Much like the Conservative Party in Britain today, the party that Disraeli joined as a young MP was suffering a crisis of faith. Would it maintain old verities at the risk of political annihilation? Or jettison them for faddish ideals and make a play for popular esteem?

This is a moment for Boris Johnson to study his famous 19th century predecessor. Disraeli’s genius was to recognize that Conservatism’s roots remained vital and cherished by the British population. Only electors were denied the best that Toryism could offer, since the party’s leading politicians either abandoned their heritage or lacked the courage to defend it.

Tories are once more at a crossroads. And, like the 1840s, a conservative disposition remains alive in the United Kingdom while its leaders choose to curry favor more with the press than with the voting public. Apostasy starts at the head. Boris Johnson, James Delingpole writes, “is going to go down as the Prime Minister who cancelled London.”

The Prime Minister’s problem, Mr. Delingpole believes, “is that he is a fundamentally unserious person.” Cometh the times, cometh the man? Not with BoJo. Resolving the political and economic crises overwhelming the UK “requires courageous, principled leadership of a kind Boris is quite incapable of providing,” is Mr. Delingpole’s assessment.

With respect to the coronavirus, Mr. Delingpole suggests that Mr. Johnson adopt Sweden’s about-face and admit to making serious miscalculations, greatly overestimating the coronavirus health scare and underestimating its economic costs. Few politicians have the moral fortitude for such public flagellation and, Mr. Delingpole laments, “least of all one as slippery and desperate to be liked as Boris.”

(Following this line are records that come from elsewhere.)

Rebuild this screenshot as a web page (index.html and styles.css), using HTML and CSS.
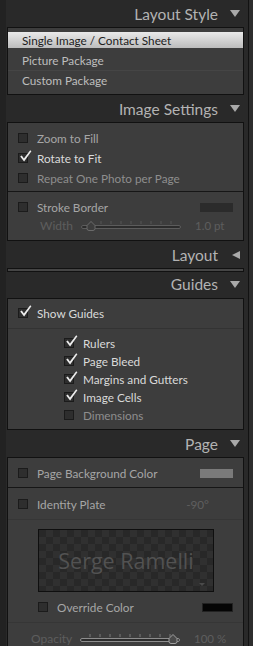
FILE: index.html
```html
<!DOCTYPE html>
<html lang="en">

<head>
    <meta charset="UTF-8">
    <meta name="viewport" content="width=device-width, initial-scale=1.0">
    <title>Print Panels</title>

    <link rel="stylesheet" href="styles.css">
</head>

<body>
    <div class="sidebar">

        <!-- Layout Style -->
        <div class="header"><span class="title">Layout Style</span><span class="arrow down"></span></div>
        <div class="box">
            <div class="list">
                <div class="item active">Single Image / Contact Sheet</div>
                <div class="item">Picture Package</div>
                <div class="item">Custom Package</div>
            </div>
        </div>

        <!-- Image Settings -->
        <div class="header"><span class="title">Image Settings</span><span class="arrow down"></span></div>
        <div class="box">
            <div class="group split">
                <div class="row"><span class="check"></span><span class="label">Zoom to Fill</span></div>
                <div class="row on"><span class="check"><svg viewBox="0 0 13 14"><path d="M1.2 7.6 L2.8 6.6 L4.9 9.6 L11.2 1.2 L12.4 2.2 L5.1 12.6 Z" /></svg></span><span class="label">Rotate to Fit</span></div>
                <div class="row dim"><span class="check"></span><span class="label">Repeat One Photo per Page</span></div>
            </div>
            <div class="group stroke">
                <div class="row"><span class="check"></span><span class="label">Stroke Border</span><span class="swatch dark"></span></div>
                <div class="slide-row width">
                    <span class="slide-label">Width</span>
                    <svg class="slider off" viewBox="0 0 102 14">
                        <path class="ticks" d="M10 3v3M20 3v3M30 3v3M40 3v3M50 3v3M60 3v3M70 3v3M80 3v3M90 3v3" />
                        <rect class="track" x="0.5" y="7.5" width="99" height="3" rx="1.5" />
                        <path class="thumb" d="M10 3.5 L14 7.5 L14 10.5 Q14 12.5 12 12.5 L8 12.5 Q6 12.5 6 10.5 L6 7.5 Z" />
                    </svg>
                    <span class="slide-value">1.0 pt</span>
                </div>
            </div>
        </div>

        <!-- Layout (collapsed) -->
        <div class="header"><span class="title">Layout</span><span class="arrow left"></span></div>
        <div class="box closed"></div>

        <!-- Guides -->
        <div class="header tight"><span class="title">Guides</span><span class="arrow down"></span></div>
        <div class="box">
            <div class="group guides-top">
                <div class="row on"><span class="check"><svg viewBox="0 0 13 14"><path d="M1.2 7.6 L2.8 6.6 L4.9 9.6 L11.2 1.2 L12.4 2.2 L5.1 12.6 Z" /></svg></span><span class="label">Show Guides</span></div>
            </div>
            <div class="group guides-list">
                <div class="row sub on"><span class="check"><svg viewBox="0 0 13 14"><path d="M1.2 7.6 L2.8 6.6 L4.9 9.6 L11.2 1.2 L12.4 2.2 L5.1 12.6 Z" /></svg></span><span class="label">Rulers</span></div>
                <div class="row sub on"><span class="check"><svg viewBox="0 0 13 14"><path d="M1.2 7.6 L2.8 6.6 L4.9 9.6 L11.2 1.2 L12.4 2.2 L5.1 12.6 Z" /></svg></span><span class="label">Page Bleed</span></div>
                <div class="row sub on"><span class="check"><svg viewBox="0 0 13 14"><path d="M1.2 7.6 L2.8 6.6 L4.9 9.6 L11.2 1.2 L12.4 2.2 L5.1 12.6 Z" /></svg></span><span class="label">Margins and Gutters</span></div>
                <div class="row sub on"><span class="check"><svg viewBox="0 0 13 14"><path d="M1.2 7.6 L2.8 6.6 L4.9 9.6 L11.2 1.2 L12.4 2.2 L5.1 12.6 Z" /></svg></span><span class="label">Image Cells</span></div>
                <div class="row sub dim"><span class="check"></span><span class="label">Dimensions</span></div>
            </div>
        </div>

        <!-- Page -->
        <div class="header"><span class="title">Page</span><span class="arrow down"></span></div>
        <div class="box open-end">
            <div class="group page-bg">
                <div class="row"><span class="check"></span><span class="label">Page Background Color</span><span class="swatch grey"></span></div>
            </div>
            <div class="group plate-head">
                <div class="row"><span class="check"></span><span class="label">Identity Plate</span><span class="angle">-90°</span></div>
            </div>
            <div class="group plate-body">
                <div class="plate">
                    <span class="plate-text">Serge Ramelli</span>
                    <span class="plate-menu"></span>
                </div>
                <div class="row indent"><span class="check"></span><span class="label">Override Color</span><span class="swatch black"></span></div>
            </div>
            <div class="group opacity">
                <div class="slide-row">
                    <span class="slide-label">Opacity</span>
                    <svg class="slider" viewBox="0 0 102 14">
                        <path class="ticks" d="M10 3v3M20 3v3M30 3v3M40 3v3M50 3v3M60 3v3M70 3v3M80 3v3M90 3v3" />
                        <rect class="track" x="0.5" y="7.5" width="99" height="3" rx="1.5" />
                        <path class="thumb" d="M93 3.5 L97 7.5 L97 10.5 Q97 12.5 95 12.5 L91 12.5 Q89 12.5 89 10.5 L89 7.5 Z" />
                    </svg>
                    <span class="slide-value">100 %</span>
                </div>
            </div>
        </div>

    </div>
</body>

</html>
```

FILE: styles.css
```css
html,
body {
    margin: 0;
    height: 100%;
    background-color: #2d2d2d;
    overflow: hidden;
}

body {
    font-family: "Lato", "Open Sans", sans-serif;
    font-size: 11.75px;
}

.sidebar {
    width: 241px;
    height: 646px;
    background-color: #292929;
    border-left: 6px solid #222;
    border-right: 1px solid #121212;
    padding-left: 1px;
    overflow: hidden;
}

/* 標題列 */
.header {
    height: 27px;
    display: flex;
    align-items: center;
    justify-content: flex-end;
    padding-right: 8px;
    color: #b3b3b3;
}

.header.tight {
    height: 26px;
    align-items: flex-start;
}

.header.tight .title {
    margin-top: 3px;
}

.header.tight .arrow {
    margin-top: 9px;
}

.title {
    font-size: 15.5px;
    font-weight: 400;
    margin-right: 12px;
}

.arrow {
    width: 0;
    height: 0;
}

.arrow.down {
    border-left: 5px solid transparent;
    border-right: 5px solid transparent;
    border-top: 7px solid #a9a9a9;
}

.arrow.left {
    border-top: 4.5px solid transparent;
    border-bottom: 4.5px solid transparent;
    border-right: 8px solid #a9a9a9;
    margin-left: 2px;
}

/* 面板 */
.box {
    width: 235px;
    background-color: #3d3d3d;
    border: 1px solid #111;
    margin-right: 4px;
}

.box.closed {
    height: 2px;
    background-color: #454545;
}

.box.open-end {
    border-bottom: none;
}

.list {
    padding: 2px 0 4px;
}

.item {
    height: 20px;
    box-sizing: border-box;
    display: flex;
    align-items: center;
    padding-left: 14px;
    border-top: 1px solid #454545;
    color: #bdbdbd;
}

.item.active {
    height: 16px;
    margin: 2px 0;
    border-top: none;
    background: linear-gradient(#e9e9e9, #bcbcbc);
    color: #1c1c1c;
}

.item.active + .item {
    border-top: none;
}

.group.split {
    padding: 5px 0 3px;
    border-bottom: 1px solid #161616;
}

.group.stroke {
    padding: 5px 0 7px;
}

.group.guides-top {
    padding: 4px 0 5px;
    border-bottom: 1px solid #333;
}

.group.guides-list {
    padding: 5px 0 5px;
}

.group.page-bg {
    padding: 5px 0 4px;
    border-bottom: 1px solid #161616;
}

.group.plate-head {
    padding: 6px 0 5px;
    border-bottom: 1px solid #363636;
}

.group.plate-body {
    padding: 9px 0 5px;
    border-bottom: 1px solid #363636;
}

.group.opacity {
    padding: 5px 0 0;
}

/* 勾選列 */
.row {
    height: 20px;
    display: flex;
    align-items: center;
    padding-left: 10px;
    color: #a6a6a6;
}

.row.on {
    color: #dadada;
}

.row.dim {
    color: #8e8e8e;
}

.row.sub {
    height: 18px;
    padding-left: 56px;
}

.row.indent {
    padding-left: 30px;
    margin-top: 5px;
}

.check {
    position: relative;
    flex: none;
    width: 10px;
    height: 10px;
    box-sizing: border-box;
    border: 1px solid #1b1b1b;
    background-color: #2e2e2e;
    margin-right: 9px;
}

.check svg {
    position: absolute;
    left: 0;
    top: -5px;
    width: 13px;
    height: 14px;
    fill: #ececec;
}

.swatch {
    margin-left: auto;
    margin-right: 10px;
    width: 33px;
    height: 9px;
}

.swatch.dark {
    background-color: #2b2b2b;
}

.swatch.grey {
    background-color: #7a7a7a;
}

.swatch.black {
    width: 31px;
    background-color: #050505;
    border: 1px solid #222;
    box-sizing: border-box;
}

.angle {
    margin-left: auto;
    margin-right: 34px;
    color: #5f5f5f;
}

/* 滑桿 */
.slide-row {
    height: 20px;
    display: flex;
    align-items: center;
    padding-left: 23px;
    color: #5d5d5d;
}

.slide-row.width {
    height: 16px;
    padding-left: 32px;
}

.slide-label {
    flex: none;
    width: 49px;
    font-size: 12px;
}

.slide-row.width .slide-label {
    width: 41px;
}

.slider {
    flex: none;
    width: 102px;
    height: 14px;
}

.slider .ticks {
    stroke: #7a7a7a;
    stroke-width: 1;
}

.slider .track {
    fill: #2c2c2c;
    stroke: #8d8d8d;
}

.slider .thumb {
    fill: #4a4a4a;
    stroke: #a0a0a0;
}

.slider.off .ticks {
    stroke: #565656;
}

.slider.off .track {
    stroke: #5c5c5c;
}

.slider.off .thumb {
    fill: #3d3d3d;
    stroke: #6a6a6a;
}

.slide-value {
    margin-left: 12px;
    font-size: 11.5px;
}

/* 名牌 */
.plate {
    position: relative;
    width: 174px;
    height: 61px;
    margin-left: 30px;
    border: 1px solid #0f0f0f;
    background: repeating-conic-gradient(#303030 0 25%, #282828 0 50%) 0 0 / 14px 14px;
    display: flex;
    align-items: center;
    justify-content: center;
}

.plate-text {
    font-family: "Open Sans", "Lato", sans-serif;
    font-size: 21.5px;
    color: #525252;
}

.plate-menu {
    position: absolute;
    right: 8px;
    bottom: 5px;
    border-left: 3px solid transparent;
    border-right: 3px solid transparent;
    border-top: 3px solid #4a4a4a;
}
```
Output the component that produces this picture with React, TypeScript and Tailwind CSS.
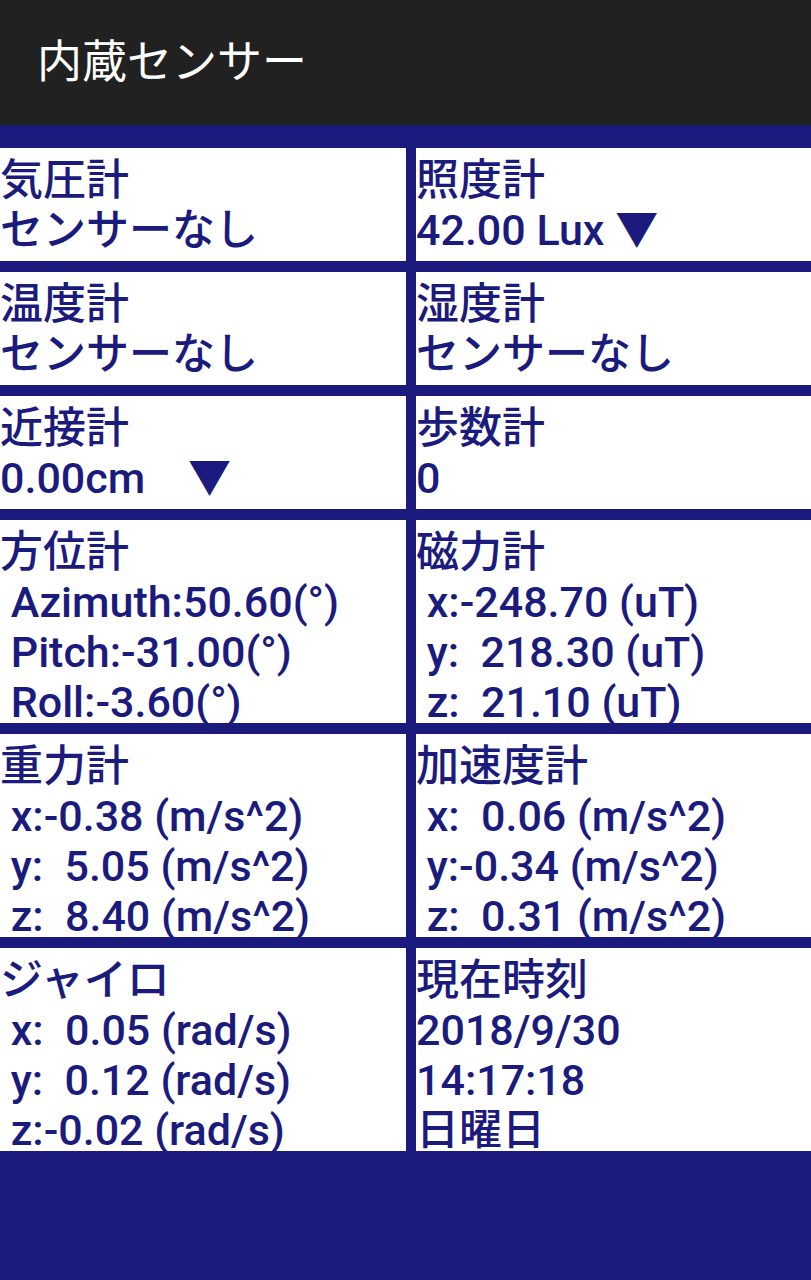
import React from 'react';

interface Cell {
  title: string;
  lines: string[];
}

const navy = 'text-[#1b1b7e]';

const cells: Cell[] = [
  { title: '気圧計', lines: ['センサーなし'] },
  { title: '照度計', lines: ['42.00 Lux ▼'] },
  { title: '温度計', lines: ['センサーなし'] },
  { title: '湿度計', lines: ['センサーなし'] },
  { title: '近接計', lines: ['0.00cm    ▼'] },
  { title: '歩数計', lines: ['0'] },
  { title: '方位計', lines: [' Azimuth:50.60(°)', ' Pitch:-31.00(°)', ' Roll:-3.60(°)'] },
  { title: '磁力計', lines: [' x:-248.70 (uT)', ' y:  218.30 (uT)', ' z:  21.10 (uT)'] },
  { title: '重力計', lines: [' x:-0.38 (m/s^2)', ' y:  5.05 (m/s^2)', ' z:  8.40 (m/s^2)'] },
  { title: '加速度計', lines: [' x:  0.06 (m/s^2)', ' y:-0.34 (m/s^2)', ' z:  0.31 (m/s^2)'] },
  { title: 'ジャイロ', lines: [' x:  0.05 (rad/s)', ' y:  0.12 (rad/s)', ' z:-0.02 (rad/s)'] },
  { title: '現在時刻', lines: ['2018/9/30', '14:17:18', '日曜日'] },
];

function SensorCell({ cell }: { cell: Cell }) {
  return (
    <div className={`bg-white overflow-hidden pt-[7px] text-[43px] font-medium leading-[50px] whitespace-pre ${navy}`}>
      <div>{cell.title}</div>
      {cell.lines.map((line, i) => (
        <div key={i}>{line}</div>
      ))}
    </div>
  );
}

export default function App() {
  return (
    <div
      className="min-h-screen h-[1280px] w-[811px] bg-[#1b1b7e] overflow-hidden"
      style={{ fontFamily: 'Roboto, "Noto Sans CJK JP", sans-serif' }}
    >
      <header className="h-[125px] bg-[#212121] flex items-center pl-[37px]">
        <h1 className="text-white text-[45px] font-normal leading-none">内蔵センサー</h1>
      </header>

      <div className="pt-[23px] grid grid-cols-[406px_1fr] grid-rows-[113px_113px_113px_203px_203px_203px] gap-x-[10px] gap-y-[11px]">
        {cells.map((cell) => (
          <SensorCell key={cell.title} cell={cell} />
        ))}
      </div>
    </div>
  );
}
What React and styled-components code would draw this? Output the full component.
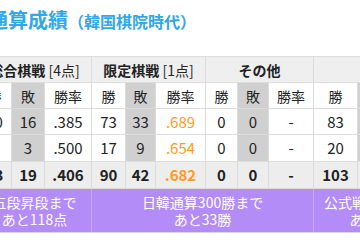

What is to be done? Disraeli’s principled stand against Sir Robert Peel’s repeal of the Corn Laws (criticizing the desertion of the party’s greatest asset, the agricultural interest) is a ready example that has no modern equivalent.

Tory MP Steve Baker shows promise, having argued for an end to the shutdown that hobbled the British economy and for sacking Mr. Johnson’s principal advisor for such counterproductive policy, Dominic Cummings. Mr. Baker does not share anything like Disraeli’s hold over dissident MPs nor his commanding presence in the country. His time might come, but that lies in the future.

Another conceivable candidate for rallying conservatism is Nigel Farage who, as founder of the United Kingdom Independence Party, played a pivotal role in making Brexit a reality. While Mr. Farage enjoys wide popularity, he rankles more Tories than he palliates. He may be sound on the principles of national self-government, but on other issues his populist message of political reform (whether it be making MPs more answerable to their constituencies or remaking the House of Lords) are more problematic.

Brexit should inspire not only returning power to Westminster from Brussels, but from Westminster to the people themselves. Mr. Farage’s reform agenda, while motivated by honorable intentions, is apt to result in more government and bureaucratic intrusion rather than less.

So while there may not be a sizeable Tory parliamentary opposition to their own Government, this does not mean that adherents of liberty are nonexistent. That Conservative rank-and-file members are tearing up their membership cards at the news of mandatory facemasks, just as the marketplace is opening up, is proof that principled citizens are standing up for individual freedom.

Meanwhile, Disraeli’s question becomes our own: “Is there a statesman among these conservatives who offers us a dogma for a guide, or defines any great political truth which we should aspire to establish?”

________

Mr. MacLean, a freelancer based in Nova Scotia, writes the Sun’s Brexit Diary.